On the foundational level, test time compute(reasoning), heavy RL post training, 1M+ plus context length etc.

On the application layer, connecting with sandboxes/VM's is one of the biggest shifts. (Cloudfares codemode etc). Giving an llm a sandbox unlocks on the fly computation, calculations, RPA, anything really.

MCP's, or rather standardized function calling is another one.

Also, local llm's are becoming almost viable because of better and better distillation, relying on quick web search for facts etc.

WA 11 hours ago

Not the LLMs. The APIs got more capabilities such as tool/function calling, explicit caching etc.

  • dcre 11 hours ago

    It is the LLMs because they have to be RLed to be good at these things.

echelon 11 hours ago

We started putting them in image and video models and now image and video models are insane.
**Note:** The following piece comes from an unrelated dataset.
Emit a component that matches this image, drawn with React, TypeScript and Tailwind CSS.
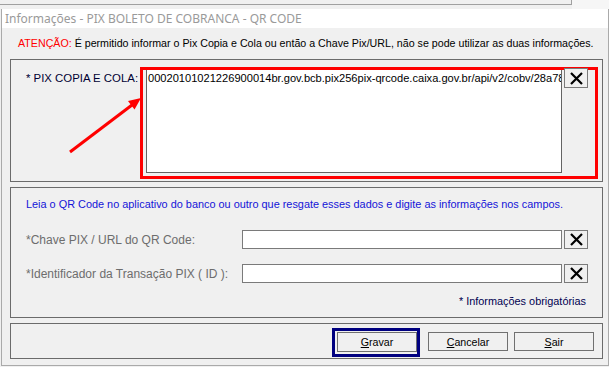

I think the next period of high and rapid growth will be in media (image, video, sound, 3D), not text.

It's much harder to adapt LLMs to solving business use cases with text. Each problem is niche, you have to custom tailor the solution, and the tooling is crude.

The media use cases, by contrast, are low hanging fruit and result in 10,000x speedups and cost reductions almost immediately. The models are pure magic.

I think more companies would be wise to ignore text for now and focus on visual domain problems.

Nano Banana has so much more utility than agents. And there are so many low hanging fruit ways to make lots of money.

Don't sleep on image and video. That's where the growth salient is.

  • wild_egg 10 hours ago

    > Nano Banana has so much more utility than agents.

    I am so far removed from multimedia spaces that I truly can't imagine a universe where this could be true. Agents have done incredible things for me and Nano Banana has been a cool gimmick for making memes.

    Anyone have a use case for media models that'll expand my mind here?

    • echelon 10 hours ago

      We now have capacity to program and automate in the optics, signals, and spatial domains.

      As someone in the film space, here's just one example: we are getting extremely close to being able to make films with only AI tools.

      Nano Banana makes it easy to create character and location consistent shots that adhere to film language and the rules of storytelling. This still isn't "one shot", and considerable effort still needs to be put in by humans. Not unlike AI assistance in IDEs requiring a human engineer pilot.

      We're entering the era of two person film studios. You'll undoubtedly start seeing AI short films next year. I had one art school professor tell me that film seems like it's turning into animation, and that "photorealism" is just style transfer or an aesthetic choice.

      The film space is hardly the only space where these models have utility. There are so many domains. News, shopping, gaming, social media, phone and teleconference, music, game NPCs, GIS, design, marketing, sales, pitching, fashion, sports, all of entertainment, consumer, CAD, navigation, industrial design, even crazy stuff like VTubing, improv, and LARPing. So much of what we do as humans is non-text based. We haven't had effective automation for any of this until this point.

      This is a huge percentage of the economy. This is actually the beating heart of it all.

      • wild_egg 2 hours ago

        Been thinking about this. Curious why you positioned it as Nano Banana having more utility than agents when it seems like the next level even would be Nano Banana with agents?

        The two are kind of orthogonal concepts.

      • yunwal 10 hours ago

        > we are getting extremely close to being able to make films with only AI tools

        AI still can’t reliably write text on background details. It can’t get shadows right. If you ask it to shoot things from a head on perspective, for example a bookshelf, it fails to keep proportions accurate enough. The bookshelf will not have parallel shelves. The books won’t have text. If in a library, the labels will not be in Dewey decimal order.

        It still lacks a huge amount of understanding about how the world works necessary to make a film. It has its uses, but pretending like it can make a whole movie is laughable.